Mengapa? Rakyat sudah merasa lelah didera berbagai masalah. Mulai dari birokrasi yang korup dan bertele-tele, hingga pada soal harga bahan pokok yang tak menentu. Tentu saja soal BBM bersubsidi yang menjadi jatah rakyat kebanyakan, kerab raib tak sampai.
Ditengah persoalan itu, rakyat secara rutin terbebani oleh beragam pungutan pajak, yang belum tentu masuk menjadi penghasilan negara secara utuh. Menjadi sebuah keironisan, manakala aparatur pajak begitu bangga menampilkan keberhasilannya memungut pajak, sementara tikus-tikus yang menggeroti hasil pajak tak pernah dituntaskan. Yang terkena sanksi dan ancaman selalu rakyat kecil yang menjadi wajib pajak, bukan aparatur yang menilep uang pajak dan pengusaha besar yang mampu meng-kongkalikong kan besaran pajak mereka.

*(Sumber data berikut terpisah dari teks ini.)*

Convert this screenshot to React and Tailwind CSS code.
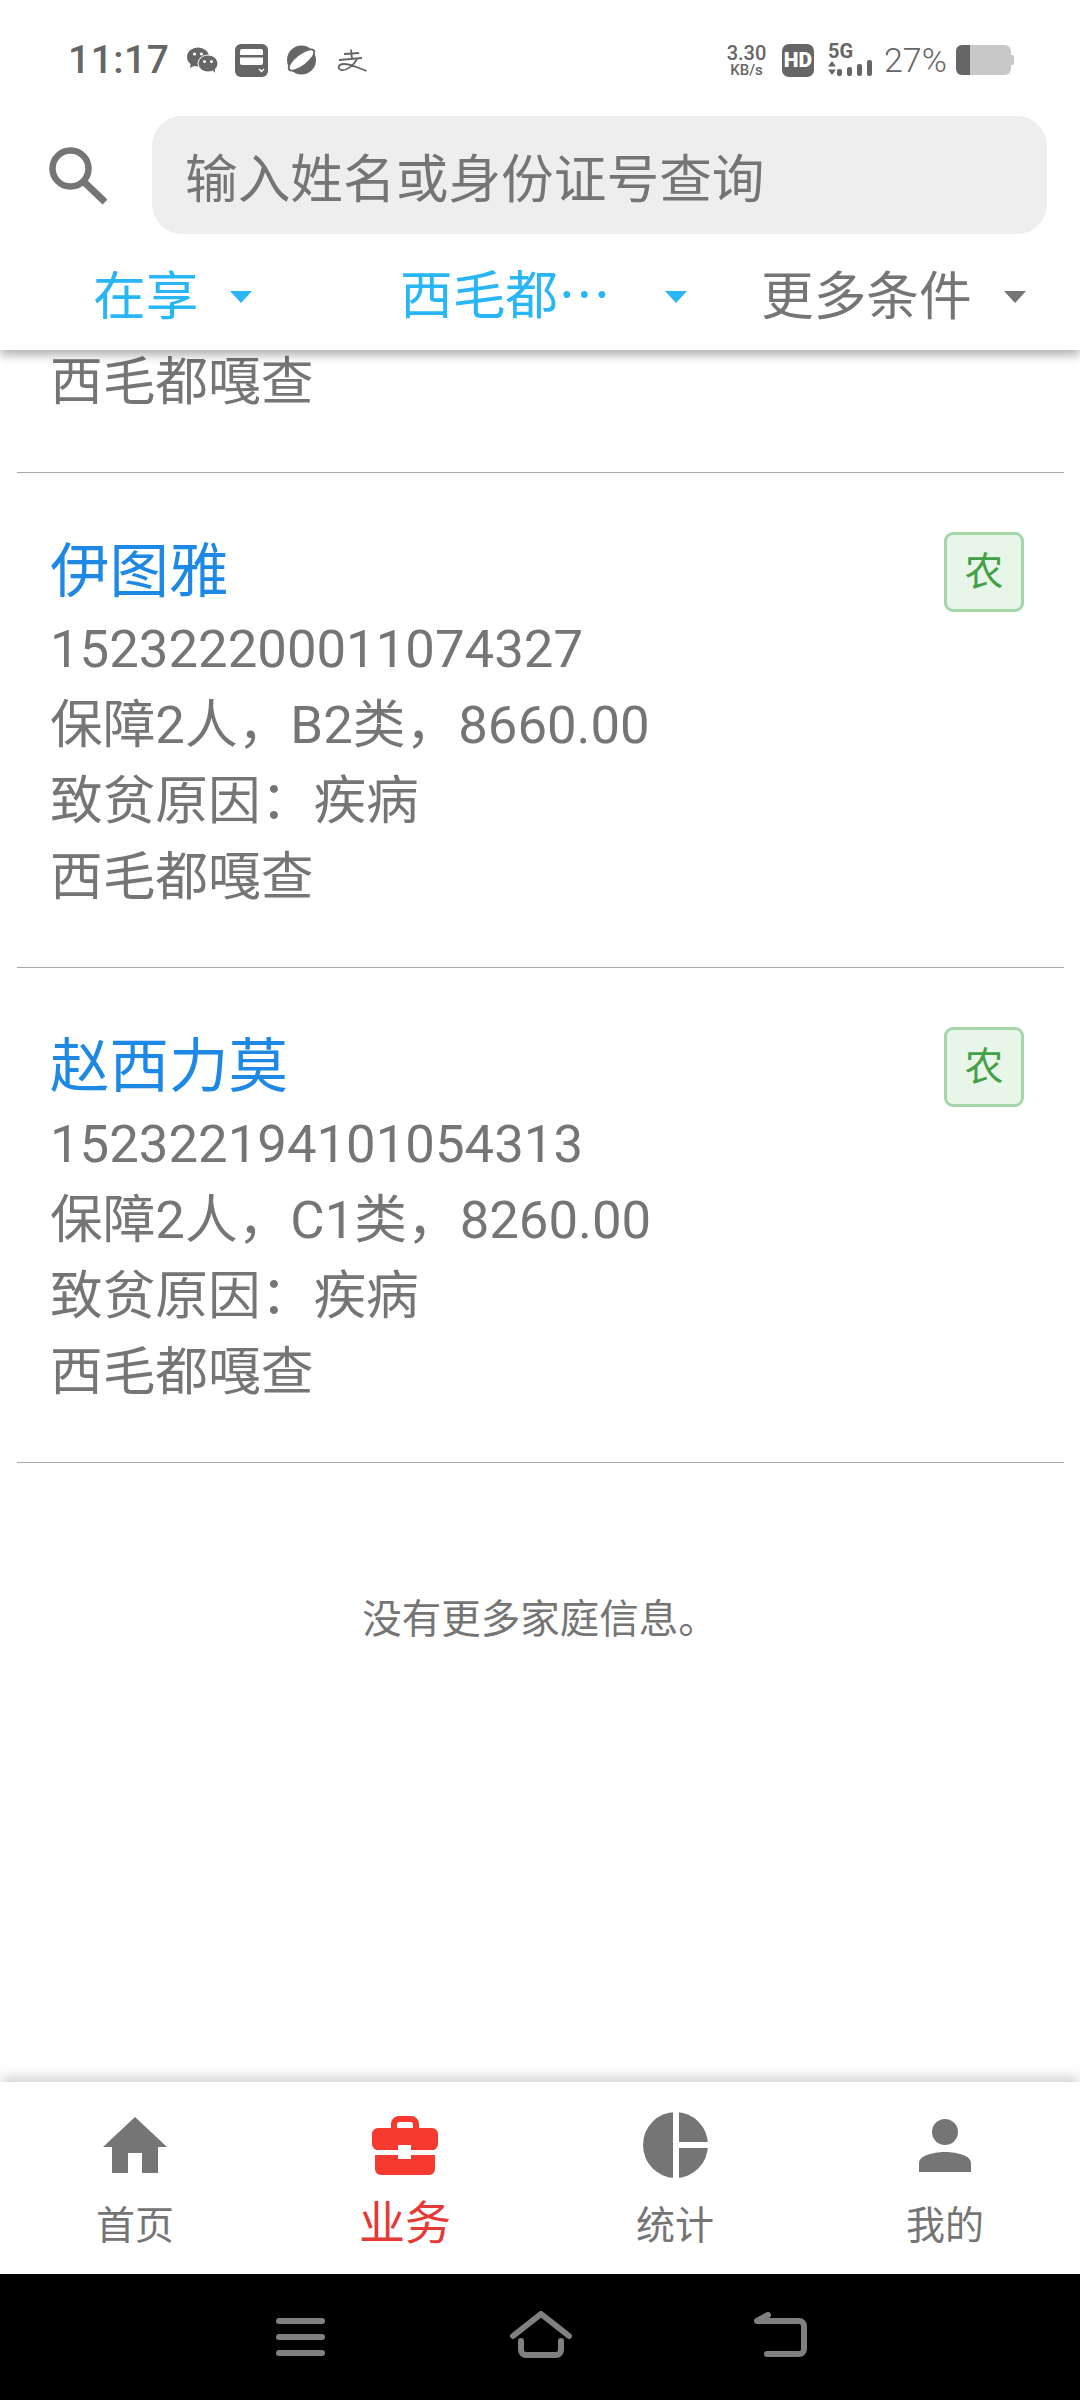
const rows = [
  { name: "伊图雅", id: "152322200011074327", info: "保障2人，B2类，8660.00" },
  { name: "赵西力莫", id: "152322194101054313", info: "保障2人，C1类，8260.00" },
];

function Caret({ className }) {
  return (
    <svg width="22" height="12" viewBox="0 0 22 12" className={className}>
      <path d="M0 0H22L11 12Z" fill="currentColor" />
    </svg>
  );
}

function StatusLeft() {
  return (
    <div className="flex items-center text-[#666666]">
      <span className="text-[39px] leading-[40px] font-medium tracking-[0.5px] w-[99px] whitespace-nowrap">11:17</span>
      <svg width="31" height="26" viewBox="0 0 31 26" className="ml-[20px]">
        <ellipse cx="11" cy="10" rx="11" ry="9.5" fill="#666" />
        <path d="M4 15L3 21L9 18Z" fill="#666" />
        <circle cx="7.5" cy="7" r="1.6" fill="#fff" />
        <circle cx="14.5" cy="7" r="1.6" fill="#fff" />
        <ellipse cx="21" cy="16.5" rx="10.5" ry="9" fill="#fff" />
        <ellipse cx="21" cy="16.5" rx="9.5" ry="8" fill="#666" />
        <path d="M25 22L28 26L28 20Z" fill="#666" />
        <circle cx="17.5" cy="14.5" r="1.5" fill="#fff" />
        <circle cx="24.5" cy="14.5" r="1.5" fill="#fff" />
      </svg>
      <svg width="33" height="33" viewBox="0 0 33 33" className="ml-[17px]">
        <rect width="33" height="33" rx="6" fill="#666" />
        <rect x="5" y="5" width="23" height="16" rx="2" fill="#fff" />
        <rect x="5" y="11" width="23" height="2.5" fill="#666" />
        <path d="M24 25L26.5 27.5L29 25" stroke="#fff" strokeWidth="1.5" fill="none" />
      </svg>
      <svg width="33" height="30" viewBox="0 0 33 30" className="ml-[17px]">
        <circle cx="16.5" cy="15" r="14.5" fill="#666" />
        <ellipse cx="16.5" cy="15" rx="16.5" ry="7" transform="rotate(-38 16.5 15)" fill="#666" />
        <ellipse cx="16.5" cy="15" rx="14.5" ry="5" transform="rotate(-38 16.5 15)" fill="#fff" />
      </svg>
      <svg width="30" height="23" viewBox="0 0 30 23" className="ml-[19px]" fill="none" stroke="#666" strokeWidth="1.8">
        <path d="M7 5L22 4M2 11L25 9M14 0.5L15 10" />
        <path d="M20 10C17 16 10 22 4 21C0 20 1 15 7 15C14 15 21 19 29.5 22" />
      </svg>
    </div>
  );
}

function StatusRight() {
  return (
    <div className="flex items-center text-[#666666]">
      <div className="w-[39px] flex flex-col items-center">
        <span className="text-[20px] leading-[20px] font-medium">3.30</span>
        <span className="text-[15px] leading-[15px] font-medium">KB/s</span>
      </div>
      <div className="ml-[16px] w-[32px] h-[33px] rounded-[7px] bg-[#666666] text-white flex items-center justify-center text-[21px] font-black leading-none">
        HD
      </div>
      <div className="ml-[14px] w-[44px] flex flex-col">
        <span className="text-[20px] leading-[15px] font-bold">5G</span>
        <svg width="44" height="16" viewBox="0 0 44 16" fill="#666" className="mt-[1px]">
          <path d="M0 6.5L4 1L8 6.5ZM0 9.5H8L4 15Z" />
          <rect x="9" y="9" width="5" height="7" rx="2" />
          <rect x="19" y="7" width="5" height="9" rx="2" />
          <rect x="29" y="4" width="5" height="12" rx="2" />
          <rect x="39" y="0" width="5" height="16" rx="2" />
        </svg>
      </div>
      <span className="ml-[12px] w-[60px] text-[34px] leading-[36px] font-light">27%</span>
      <div className="ml-[12px] flex items-center">
        <div className="w-[55px] h-[30px] rounded-[6px] bg-[#c8c8c8] overflow-hidden">
          <div className="w-[14px] h-full bg-[#666666]" />
        </div>
        <div className="w-[3px] h-[10px] rounded-r-[2px] bg-[#c8c8c8]" />
      </div>
    </div>
  );
}

function Header() {
  return (
    <header className="relative z-10 h-[350px] shrink-0 bg-white shadow-[0_5px_10px_rgba(0,0,0,0.32)]">
      <div className="h-[116px] pt-[30px] pb-[26px] pl-[68px] pr-[66px] flex items-center justify-between">
        <StatusLeft />
        <StatusRight />
      </div>
      <div className="flex items-center pl-[49px]">
        <svg width="58" height="58" viewBox="0 0 58 58" fill="none" stroke="#757575" className="mt-[2px]">
          <circle cx="21.5" cy="21.5" r="18" strokeWidth="6.5" />
          <path d="M34 34L56 55" strokeWidth="7" />
        </svg>
        <div className="ml-[45px] w-[895px] h-[118px] rounded-[30px] bg-[#eeeeee] pl-[33px] pt-[9px] flex items-center text-[52.7px] leading-[60px] text-[#757575]">
          输入姓名或身份证号查询
        </div>
      </div>
      <div className="h-[116px] pt-[9px] flex items-center text-[52.7px] leading-[60px]">
        <div className="w-[400px] pl-[93px] flex items-center text-[#29b6f6]">
          <span>在享</span>
          <Caret className="ml-[32px] mt-[1px]" />
        </div>
        <div className="w-[361px] flex items-center text-[#29b6f6]">
          <span className="-mt-[12px] font-['Noto_Sans_CJK_SC',sans-serif]">西毛都…</span>
          <Caret className="ml-[54px] mt-[1px]" />
        </div>
        <div className="flex items-center text-[#757575]">
          <span>更多条件</span>
          <Caret className="ml-[32px] mt-[1px]" />
        </div>
      </div>
    </header>
  );
}

function Row({ row }) {
  return (
    <div className="ml-[17px] mr-[16px] pl-[33px] pr-[40px] pt-[60px] pb-[52px] border-b border-[#a8a8a8] flex justify-between items-start">
      <div>
        <div className="text-[59.5px] leading-[78px] text-[#1e88e5]">{row.name}</div>
        <div className="text-[52.7px] leading-[76px] text-[#757575]">
          <div>{row.id}</div>
          <div>{row.info}</div>
          <div>致贫原因：疾病</div>
          <div>西毛都嘎查</div>
        </div>
      </div>
      <div className="-mt-[1px] w-[80px] h-[80px] rounded-[9px] border-[3px] border-[#a5d6a7] bg-[#e8f5e9] text-[#43a047] text-[39px] leading-none flex items-center justify-center">
        农
      </div>
    </div>
  );
}

function NavItem({ label, active, children }) {
  return (
    <div className="pt-[28px] flex flex-col items-center">
      <div className="h-[70px] flex items-center">{children}</div>
      {active ? (
        <span className="mt-[18px] text-[46px] leading-[50px] text-[#e53935]">{label}</span>
      ) : (
        <span className="mt-[21px] text-[39px] leading-[50px] text-[#757575]">{label}</span>
      )}
    </div>
  );
}

function BottomNav() {
  return (
    <nav className="relative z-10 h-[192px] shrink-0 bg-white grid grid-cols-4 shadow-[0_-4px_14px_rgba(0,0,0,0.2)]">
      <NavItem label="首页">
        <svg width="64" height="56" viewBox="0 0 64 56">
          <path d="M32 0L64 30H55V56H39V36H25V56H9V30H0Z" fill="#757575" />
        </svg>
      </NavItem>
      <NavItem label="业务" active>
        <svg width="66" height="59" viewBox="0 0 66 59">
          <path d="M22 13V8a5 5 0 0 1 5-5h12a5 5 0 0 1 5 5v5" fill="none" stroke="#f63a30" strokeWidth="6" />
          <rect x="0" y="12" width="66" height="22" rx="6" fill="#f63a30" />
          <rect x="3" y="30" width="60" height="29" rx="6" fill="#f63a30" />
          <rect x="0" y="34" width="66" height="5" fill="#fff" />
          <rect x="26" y="29" width="13" height="14" fill="#fff" />
        </svg>
      </NavItem>
      <NavItem label="统计">
        <svg width="65" height="66" viewBox="0 0 65 66">
          <ellipse cx="32.5" cy="33" rx="32.5" ry="33" fill="#757575" />
          <rect x="30" y="0" width="6" height="66" fill="#fff" />
          <rect x="36" y="30" width="29" height="6" fill="#fff" />
        </svg>
      </NavItem>
      <NavItem label="我的">
        <svg width="52" height="53" viewBox="0 0 52 53">
          <circle cx="26" cy="13" r="13" fill="#757575" />
          <path d="M0 53V44C0 37 13 33 26 33S52 37 52 44V53Z" fill="#757575" />
        </svg>
      </NavItem>
    </nav>
  );
}

function SystemBar() {
  return (
    <div className="h-[126px] shrink-0 bg-black pl-[276px] flex items-center">
      <div className="w-[49px] flex flex-col gap-[10px]">
        <div className="h-[6px] rounded-full bg-[#808080]" />
        <div className="h-[6px] rounded-full bg-[#808080]" />
        <div className="h-[6px] rounded-full bg-[#808080]" />
      </div>
      <svg width="62" height="47" viewBox="0 0 62 47" fill="none" stroke="#808080" strokeWidth="6" strokeLinecap="round" className="ml-[185px] -mt-[6px]">
        <path d="M3 25L31 3L59 25" />
        <path d="M11 30V39a5 5 0 0 0 5 5H46a5 5 0 0 0 5-5V30" />
      </svg>
      <svg width="53" height="45" viewBox="0 0 53 45" fill="none" stroke="#808080" strokeWidth="6" strokeLinecap="round" strokeLinejoin="round" className="ml-[182px] -mt-[6px]">
        <path d="M14 3L3 9H45a5 5 0 0 1 5 5V37a5 5 0 0 1-5 5H13" />
      </svg>
    </div>
  );
}

export default function App() {
  return (
    <div className="w-[1080px] h-[2400px] flex flex-col overflow-hidden bg-white font-['Roboto','Noto_Sans_CJK_SC',sans-serif]">
      <Header />
      <main className="flex-1 overflow-hidden">
        <div className="ml-[17px] mr-[16px] pl-[33px] pb-[52px] border-b border-[#a8a8a8] -mt-[6px] text-[52.7px] leading-[76px] text-[#757575]">
          西毛都嘎查
        </div>
        {rows.map((row) => (
          <Row key={row.id} row={row} />
        ))}
        <p className="pt-[132px] text-center text-[39.5px] leading-[50px] text-[#757575]">没有更多家庭信息。</p>
      </main>
      <BottomNav />
      <SystemBar />
    </div>
  );
}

Selain itu, sudah menjadi sesuatu yang begitu umum, bahwa banyak potensi yang dimiliki bangsa ini belum bisa bermanfaat secara maksimal untuk kepentingan dan kesejahteraan rakyat. Mulai dari kekayaan laut, kekayaan hutan, kekayaan bahan tambang. Nikmat terbesarnya masih belum dirasakan oleh rakyat.
Tentu jadi tak arif dan tak bijak, bila semua pengharapan rakyat itu ditumpahkan hanya pada pundak SBY-Boediono. Apalagi hanya untuk diselesaikan dalam satu malam atau dalam 100 hari. Keduanya butuh waktu, keduanya butuh tim yang handal guna menuntaskan beragam masalah yang sudah terlanjur ruwet dialami bangsa ini.
Keduanya perlu waktu yang cukup untuk membuat perencaaan yang jitu. Sehingga ditemukan resep ampuh untuk membenahi kehidupan berbangsa dan bernegara untuk menjadi lebih baik lagi. Skala prioritas program penuntasan masalah tentu akan ditentukan.
Bila program pemerintahan sudah tersusun rapi, tentunya ukuran keberhasilan atas kinerja kabinet akan didapat. Dengan demikian rakyat akan mudah mencerna dan menerima keberhasilan sebuah pemerintahan. Baik secara umum ataupun secara sektoral. Bukan keberhasilan atau kegagalan yang ditafsirkan secara sendiri-sendiri.
Wajar sekali, bila kemudian tujuan pemerintahan yang ada akan dipenuhi oleh kriteria-kriteria yang terukur. Rakyat akan mudah mencerna dan mampu mengukur kinerja yang ada. Jangan hanya karena ambisi pribadi-pribadi, menteri-menteri kabinet lantas menetapkan ukurannya secara sendiri-sendiri. Akibatnya, kinerja pemerintahan bisa berada dipersimpangan jalan. Tentu saja, sejarah pemerintahan yang demikian, tak pantas untuk dicatat secara berulang-ulang. Rakyat akan kecewa.
Memang tidak mudah melakukan perbaikan, namun upaya keras tanpa ada rasa putus asa merupakan sesuatu yang menjadi kebutuhan. Budaya tidak mudah menyerah perlu tertanam sejak dini. Apalagi gelombang hambatan tak akan pernah usai.